The merging of “male” linearity with “female” circularity is also interesting because it truly eliminates gender hierarchies, and though LeGuin acknowledges that as a fiction writer she merely conducts a thought experiment when she writes, “It was a heuristic device, a thought-experiment. Physicists often do thought-experiments. Einstein shoots a light-ray through a moving elevator; Schrodinger puts a cat in a box. There is no elevator, no cat, no box. The experiment is performed, the question is asked, in the mind. Einstein’s elevator, Schrodinger’s cat, my Gethenians, are simply a way of thinking” (LeGuin 163). LeGuin’s thought experiment does makes one wonder whether the only way in which hierarchies can truly be removed is to eliminate our notions of gender completely, which seems most possible within science fiction texts.
I was really impressed with the emotion of the ending of The Left Hand of Darkness, especially in relation to the developed character of Estraven. The earlier myths of brothers who swear kemmer and the negation of feuds through kemmer never reach a definitive conclusion; there is no point at which the reader can say with certainty that here is such-and-such a parallel to the stories. Instead we can use these stories and their emotional and moral underpinnings to understand the powerful relationship between Genly and Therem Estraven. The redemptive quality of their individual connection permits Therem to ski into certain death with the understanding that the bond of friendship will allow the Gethenians to join the galactic community of mankind. I’m very interested to see how other people read Estraven’s final decision.
In Leguin’s essay “Is Gender Necessary?” Leguin is commenting on her creation of a whole new sexual physiology where gender isn’t constricted, but fluid. Leguin is trying to emphasize the characteristics that are left once you take away people’s genders. She created a world with no sex roles to see what this kind of life would be like, and how these people would be, themselves, and with one another. A passage from the novel that signifies Leguin’s point of a world without gender comes out most for me in Chapter 3, when Ai is trying to explain his plans to the King.
“‘They’re all like that–like you?’ This was the hurdle I could not lower for them. They must, in the end, learn to take it in their stride. ‘Yes. Gethenian sexual physiology, so far as we yet know, is unique among human beings.’ ‘So all of them, out on these other planets, are in permanent kemmer? A society of perverts?'” (Leguin, 21).
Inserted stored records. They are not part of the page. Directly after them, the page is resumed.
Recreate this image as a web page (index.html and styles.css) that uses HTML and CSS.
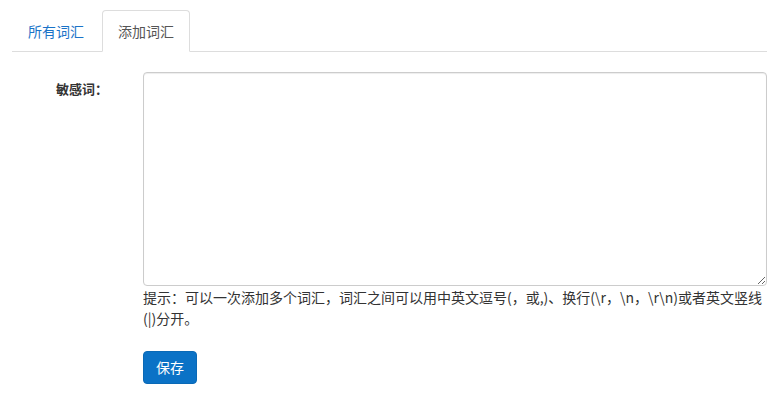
FILE: index.html
```html
<!DOCTYPE html>
<html lang="zh-CN">

<head>
    <meta charset="UTF-8">
    <meta name="viewport" content="width=device-width, initial-scale=1.0">
    <title>敏感词管理</title>
    <link rel="stylesheet" href="styles.css">
</head>

<body>

    <div class="page">
        <!-- Tabs -->
        <ul class="nav-tabs">
            <li><a href="#">所有词汇</a></li>
            <li class="active"><a href="#">添加词汇</a></li>
        </ul>

        <!-- Add word form -->
        <form class="word-form" onsubmit="return false;">
            <label class="form-label" for="words">敏感词：</label>
            <div class="form-field">
                <textarea id="words" class="form-control"></textarea>
                <p class="help-block">提示：可以一次添加多个词汇，词汇之间可以用中英文逗号(，或,)、换行(\r，\n，\r\n)或者英文竖线(|)分开。</p>
            </div>

            <div class="form-field form-actions">
                <button class="btn-primary" type="submit">保存</button>
            </div>
        </form>
    </div>

</body>

</html>
```

FILE: styles.css
```css
/* General body styling */
body,
html {
    margin: 0;
    padding: 0;
    background-color: #fff;
    color: #333;
    font-family: "Noto Sans CJK SC", "Noto Sans", sans-serif;
    font-size: 14px;
}

.page {
    padding: 10px 8px 0 12px;
}

/* Tabs */
.nav-tabs {
    display: flex;
    margin: 0;
    padding: 0;
    list-style: none;
    border-bottom: 1px solid #ddd;
}

.nav-tabs li {
    margin-bottom: -1px;
}

.nav-tabs a {
    display: block;
    margin-right: 2px;
    padding: 10px 15px;
    line-height: 20px;
    font-size: 14px;
    color: #1a73c8;
    text-decoration: none;
    border: 1px solid transparent;
    border-radius: 4px 4px 0 0;
}

.nav-tabs .active a {
    color: #555;
    background-color: #fff;
    border-color: #ddd #ddd transparent;
}

/* Form */
.word-form {
    display: grid;
    grid-template-columns: 96px 1fr;
    column-gap: 35px;
    padding-top: 20px;
}

.form-label {
    padding-top: 7px;
    text-align: right;
    font-size: 13px;
    font-weight: bold;
    line-height: 20px;
}

.form-control {
    display: block;
    box-sizing: border-box;
    width: 100%;
    height: 214px;
    padding: 6px 12px;
    border: 1px solid #ccc;
    border-radius: 4px;
    box-shadow: inset 0 1px 1px rgba(0, 0, 0, 0.075);
    font-family: inherit;
    font-size: 14px;
    resize: vertical;
}

.help-block {
    margin: 1px 0 0;
    line-height: 21px;
    color: #333;
}

.form-actions {
    grid-column: 2;
    padding-top: 22px;
}

.btn-primary {
    padding: 6px 12px;
    font-family: inherit;
    font-size: 14px;
    line-height: 19px;
    color: #fff;
    background-color: #0b72c6;
    border: 1px solid #0a69b6;
    border-radius: 4px;
    cursor: pointer;
}
```
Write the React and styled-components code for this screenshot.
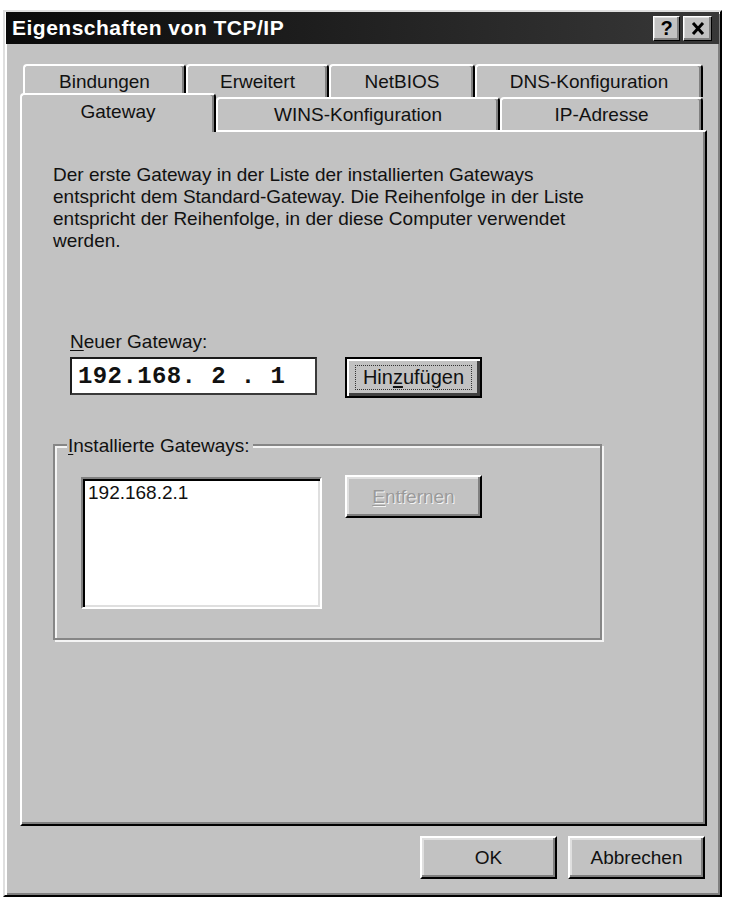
import styled, { createGlobalStyle } from "styled-components";

const GlobalStyle = createGlobalStyle`
  html, body {
    margin: 0;
    background: #fff;
  }
  body {
    font-family: "Liberation Sans", Arial, sans-serif;
    font-size: 19px;
    color: #111;
  }
`;

const Window = styled.div`
  box-sizing: border-box;
  width: 719px;
  height: 887px;
  margin: 10px 0 0 3px;
  padding: 0 1px;
  background: #c2c2c2;
  border: 2px solid;
  border-color: #dfdfdf #000 #000 #dfdfdf;
  box-shadow: inset 2px 2px #fff, inset -2px -2px #808080;
  display: flex;
  flex-direction: column;
`;

const TitleBar = styled.div`
  height: 32px;
  display: flex;
  align-items: center;
  justify-content: space-between;
  padding: 0 7px 0 6px;
  background: linear-gradient(90deg, #0a0a0a, #383838);
`;

const Title = styled.span`
  color: #fff;
  font-weight: 700;
  font-size: 21px;
  letter-spacing: 0.5px;
`;

const TitleButtons = styled.div`
  display: flex;
  gap: 3px;
`;

const TitleButton = styled.div`
  box-sizing: border-box;
  width: ${(p) => p.$w}px;
  height: 25px;
  display: flex;
  align-items: center;
  justify-content: center;
  background: #c2c2c2;
  border: 1px solid;
  border-color: #fff #000 #000 #fff;
  box-shadow: inset -2px -2px #808080, inset 1px 1px #dfdfdf;
  font-weight: 700;
  font-size: 20px;
  color: #000;
`;

const Body = styled.div`
  padding: 20px 12px 0 14px;
`;

const TabRow = styled.div`
  display: flex;
  align-items: flex-start;
  height: 33px;
  padding-left: ${(p) => p.$indent}px;
`;

const Tab = styled.div`
  box-sizing: border-box;
  width: ${(p) => p.$w}px;
  height: ${(p) => (p.$active ? 39 : 33)}px;
  margin-top: ${(p) => (p.$active ? -4 : 0)}px;
  padding-bottom: ${(p) => (p.$active ? 3 : 0)}px;
  position: relative;
  z-index: ${(p) => (p.$active ? 2 : 0)};
  display: flex;
  align-items: center;
  justify-content: center;
  background: #c2c2c2;
  border: 2px solid;
  border-bottom: none;
  border-color: #fff #000 transparent #fff;
  border-radius: 4px 4px 0 0;
  box-shadow: inset -2px 0 #808080;
`;

const Panel = styled.div`
  box-sizing: border-box;
  height: 696px;
  padding: 32px 0 0 31px;
  border: 2px solid;
  border-color: #fff #000 #000 #fff;
  box-shadow: inset -2px -2px #808080;
`;

const Description = styled.p`
  margin: 0;
  line-height: 22px;
`;

const Field = styled.div`
  margin: 79px 0 0 17px;
`;

const Label = styled.div`
  line-height: 22px;
`;

const Key = styled.span`
  text-decoration: underline;
  text-underline-offset: 2px;
`;

const FieldRow = styled.div`
  display: flex;
  align-items: flex-start;
  gap: 28px;
  margin-top: 4px;
`;

const AddressInput = styled.div`
  box-sizing: border-box;
  width: 247px;
  height: 38px;
  padding-left: 6px;
  display: flex;
  align-items: center;
  background: #fff;
  border: 2px solid;
  border-color: #1c1c1c #3a3a3a #3a3a3a #1c1c1c;
  font-family: "Liberation Mono", "Courier New", monospace;
  font-weight: 700;
  font-size: 24px;
  letter-spacing: 0.4px;
  white-space: pre;
  color: #111;
`;

const Button = styled.div`
  box-sizing: border-box;
  width: 137px;
  height: ${(p) => p.$h}px;
  display: flex;
  align-items: center;
  justify-content: center;
  background: #c2c2c2;
  border: 2px solid;
  border-color: ${(p) => (p.$default ? "#000" : "#fff #000 #000 #fff")};
  box-shadow: ${(p) =>
    p.$default
      ? "inset 2px 2px #fff, inset -3px -3px #404040"
      : "inset -2px -2px #808080, inset 2px 2px #dfdfdf"};
  color: ${(p) => (p.$disabled ? "#9a9a9a" : "#111")};
  text-shadow: ${(p) => (p.$disabled ? "1px 1px #f4f4f4" : "none")};
`;

const FocusRing = styled.span`
  box-sizing: border-box;
  width: 117px;
  height: 25px;
  display: flex;
  align-items: center;
  justify-content: center;
  border: 1px dotted #333;
  font-size: 20px;
`;

const GroupBox = styled.div`
  box-sizing: border-box;
  position: relative;
  width: 549px;
  height: 196px;
  margin-top: 46px;
  padding: 31px 0 0 26px;
  display: flex;
  align-items: flex-start;
  gap: 23px;
  border: 2px solid #868686;
  box-shadow: inset 2px 2px #f4f4f4, 2px 2px #f4f4f4;
`;

const GroupLegend = styled.span`
  position: absolute;
  top: -11px;
  left: 12px;
  padding: 0 3px 0 1px;
  line-height: 22px;
  background: #c2c2c2;
`;

const ListBox = styled.div`
  box-sizing: border-box;
  width: 241px;
  height: 132px;
  padding: 3px 5px;
  line-height: 22px;
  background: #fff;
  border: 2px solid;
  border-color: #808080 #fff #fff #808080;
  box-shadow: inset 2px 2px #000, inset -2px -2px #dfdfdf;
`;

const Shifted = styled.div`
  margin-top: -2px;
`;

const Footer = styled.div`
  display: flex;
  justify-content: flex-end;
  gap: 11px;
  margin: 10px 2px 0 0;
`;

const CloseGlyph = () => (
  <svg width="14" height="13" viewBox="0 0 14 13">
    <path d="M2 1 L12 12 M12 1 L2 12" stroke="#000" strokeWidth="3" />
  </svg>
);

export default function App() {
  return (
    <>
      <GlobalStyle />
      <Window>
        <TitleBar>
          <Title>Eigenschaften von TCP/IP</Title>
          <TitleButtons>
            <TitleButton $w={27}>?</TitleButton>
            <TitleButton $w={29}>
              <CloseGlyph />
            </TitleButton>
          </TitleButtons>
        </TitleBar>
        <Body>
          <TabRow $indent={3}>
            <Tab $w={163}>Bindungen</Tab>
            <Tab $w={143}>Erweitert</Tab>
            <Tab $w={146}>NetBIOS</Tab>
            <Tab $w={228}>DNS-Konfiguration</Tab>
          </TabRow>
          <TabRow $indent={0}>
            <Tab $w={196} $active>
              Gateway
            </Tab>
            <Tab $w={284}>WINS-Konfiguration</Tab>
            <Tab $w={203}>IP-Adresse</Tab>
          </TabRow>
          <Panel>
            <Description>
              Der erste Gateway in der Liste der installierten Gateways
              <br />
              entspricht dem Standard-Gateway. Die Reihenfolge in der Liste
              <br />
              entspricht der Reihenfolge, in der diese Computer verwendet
              <br />
              werden.
            </Description>
            <Field>
              <Label>
                <Key>N</Key>euer Gateway:
              </Label>
              <FieldRow>
                <AddressInput>192.168. 2 . 1</AddressInput>
                <Button $h={41} $default>
                  <FocusRing>
                    Hin<Key>z</Key>ufügen
                  </FocusRing>
                </Button>
              </FieldRow>
            </Field>
            <GroupBox>
              <GroupLegend>
                <Key>I</Key>nstallierte Gateways:
              </GroupLegend>
              <ListBox>192.168.2.1</ListBox>
              <Shifted>
                <Button $h={43} $disabled>
                  <span>
                    <Key>E</Key>ntfernen
                  </span>
                </Button>
              </Shifted>
            </GroupBox>
          </Panel>
          <Footer>
            <Button $h={43}>OK</Button>
            <Button $h={43}>Abbrechen</Button>
          </Footer>
        </Body>
      </Window>
    </>
  );
}
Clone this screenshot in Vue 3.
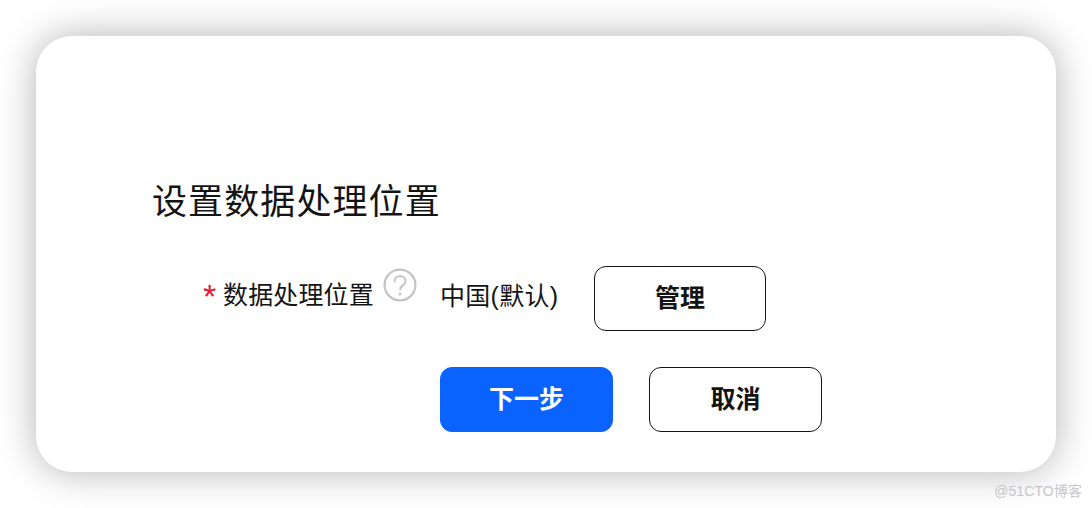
<template>
  <div class="page">
    <div class="dialog">
      <h2 class="title">设置数据处理位置</h2>

      <div class="form-row">
        <div class="label">
          <span class="required">*</span>
          <span class="label-text">数据处理位置</span>
          <svg class="help" viewBox="0 0 34 34" width="34" height="34">
            <circle cx="17" cy="17" r="15.4" fill="none" stroke="#c4c4c4" stroke-width="2.2" />
            <path d="M11.6 13.4c0-3.2 2.4-5.3 5.5-5.3s5.4 2 5.4 4.8c0 2.2-1.2 3.3-2.8 4.5-1.5 1.1-2.4 2-2.4 4" fill="none" stroke="#c4c4c4" stroke-width="2" stroke-linecap="round" />
            <circle cx="17.1" cy="26" r="1.5" fill="#c4c4c4" />
          </svg>
        </div>
        <span class="value">中国(默认)</span>
        <button class="btn btn-manage">管理</button>
      </div>

      <div class="actions">
        <button class="btn btn-primary">下一步</button>
        <button class="btn">取消</button>
      </div>
    </div>
    <span class="watermark">@51CTO博客</span>
  </div>
</template>

<script setup>
</script>

<style>
html, body {
  margin: 0;
  background: #fff;
}
</style>

<style scoped>
.page {
  position: relative;
  width: 1092px;
  height: 508px;
  padding: 36px;
  box-sizing: border-box;
  overflow: hidden;
  background: #fff;
  font-family: "Liberation Sans", "Noto Sans CJK SC", sans-serif;
  color: #141414;
}

.dialog {
  height: 436px;
  box-sizing: border-box;
  padding: 0 0 40px 117px;
  display: flex;
  flex-direction: column;
  justify-content: flex-end;
  background: #fff;
  border-radius: 36px;
  box-shadow: 0 0 38px rgba(0, 0, 0, 0.3);
}

.title {
  margin: 0 0 40px -1px;
  font-size: 35px;
  line-height: 49px;
  font-weight: 400;
  letter-spacing: 1.1px;
}

.form-row {
  display: flex;
  align-items: center;
  height: 65px;
}

.label {
  flex: none;
  width: 238px;
  height: 65px;
  margin-left: 50px;
  display: flex;
  align-items: center;
  font-size: 25px;
  white-space: nowrap;
}

.required {
  flex: none;
  width: 20px;
  color: #e6162d;
  font-size: 34px;
  line-height: 34px;
  margin-top: -5px;
}

.label-text {
  flex: none;
  line-height: 36px;
  margin-top: -8px;
  letter-spacing: 0.15px;
}

.help {
  flex: none;
  margin-left: 9px;
  margin-top: -27px;
}

.value {
  flex: none;
  width: 154px;
  margin-left: -1px;
  font-size: 25px;
  line-height: 36px;
  margin-top: -6px;
  letter-spacing: 0.3px;
}

.btn {
  width: 173px;
  height: 65px;
  box-sizing: border-box;
  padding: 0 0 5px;
  background: #fff;
  border: 1px solid #141414;
  border-radius: 12px;
  font-family: inherit;
  font-size: 25px;
  font-weight: 700;
  color: #141414;
}

.btn-manage {
  width: 172px;
}

.actions {
  display: flex;
  gap: 36px;
  margin-top: 36px;
  margin-left: 287px;
}

.btn-primary {
  background: #0a62ff;
  border-color: #0a62ff;
  color: #fff;
}

.watermark {
  position: absolute;
  right: 10px;
  bottom: 9px;
  font-size: 14px;
  line-height: 16px;
  letter-spacing: 0.1px;
  color: #c6c6c6;
}
</style>
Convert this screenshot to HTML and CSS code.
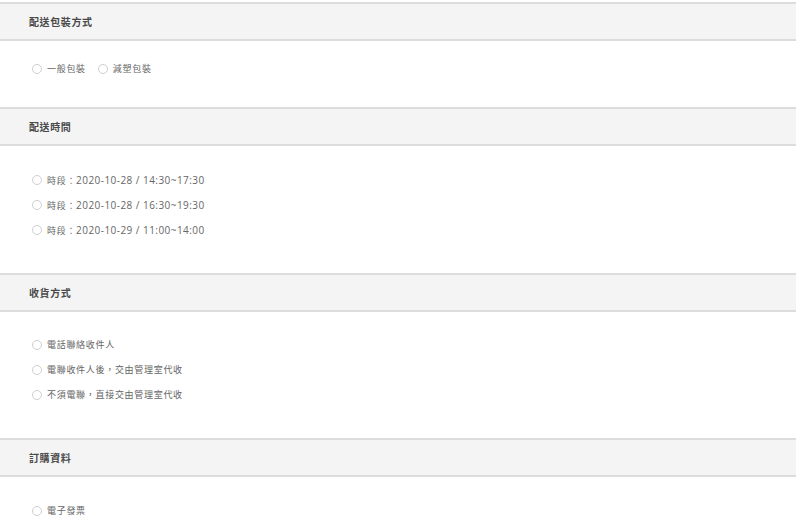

This to me stood out the most in relation to Leguin’s comments on gender and The Left Hand of Darkness, because in this scene, she is using the King to suggest to us, that the kind of gender role society and sexual physiology that we are so accustomed to, is the perverted one. A society that is so constructed by gender is constricted, repressed, and as the King puts it, perverted. Through the direct statements of the king and the exploration of a new way to approach gender and sexuality through the cycles of kemmer, Leguin is showing us, not what a new society could be like, because the alteration of genealogy would be too much, as she says in her essay, but shows us what sexual fluidity can be like. When there are no distinct roles, when a person can be a man or a woman, a mother or a father, both or neither, or maybe just a parent, maybe just a lover, there is a chance that society can see this and have something to gain from it. Denouncing gender and making sexuality completely fluid, can lead to a more content and well organized society, where as she says in her essay, “There might be a king and parliament, but authority was not enforced by might as by the use of… intrigue, and was accepted as custom…ritual and parade were far more effective agents of order than armies or police… nobody owned anybody,” (Leguin, 165). She goes on to say that she is looking for a balanced society, and by creating this new world and this new physiology she can see a solution, where order and effectiveness can be achieved by bleeding the roles of gender into one, and not categorizing a society by labels, such as female, male, mother, and father. A society where one person is everything and never lacking can be a true society.
“…Burden and privilege are shared out pretty equally; everybody has the same risk to run or choice to make. Therefore nobody here is quite so free as a free male anywhere else. // Consider: A child has no psychosexual relationship to his mother and father. There is no myth of Oedipus on Winter. // Consider: There is no unconsenting sex, no rape. As with most mammals other than man, coitus can be performed only by mutual invitation and consent; otherwise it is not possible. Seduction certainly is possible, but it must have to be awfully well-timed. // Consider: There is no division of humanity into strong and weak halves, protective/protected, dominant/submissive, owner/chattel, active/passive. In fact the whole tendency to dualism that pervades human thinking may be found to be lessened, or changed, on Winter.” – Le Guin, 94
By asking the reader to consider these perspective-shifts about life on Winter, I believe Le Guin’s novel draws its strongest reserve of good storytelling through questioning gender norms. What would happen if human civilization stopped “oppressing” the “other” half in a futile sense of competition? Yet, Le Guin’s insistence in Is Gender Necessary? that her novel is “NOT about gender, but betrayal and fidelity,” seems like it neglects this element of exploration in favor of more familiar themes in Gethenian government and society. Le Guin herself says she regrets the criticism leveled at her for using the male “he” pronouns for the Gethenians, and viewed writing the novel as a sort of “self-discovery” about her opinions on gender. This leaves me undecided on whether she gives too much or too little credit to the power of passages like the ones cited above. Knocking such imaginative holes in establishment thinking –only to say later that they were a means to exploring loyalty rather than a focus of their own– seems like it puts too little emphasis on the perspectives Gethenians could share. We have Shiftgrethor as a face-saving alternative to war, but no lengthy passages on raising children, domesticity, etc. Le Guin says, “I eliminated gender, to find out what was left.” Then why dangle the thread of true(?) gender egalitarianism in front of the reader only to trivialize that thread later?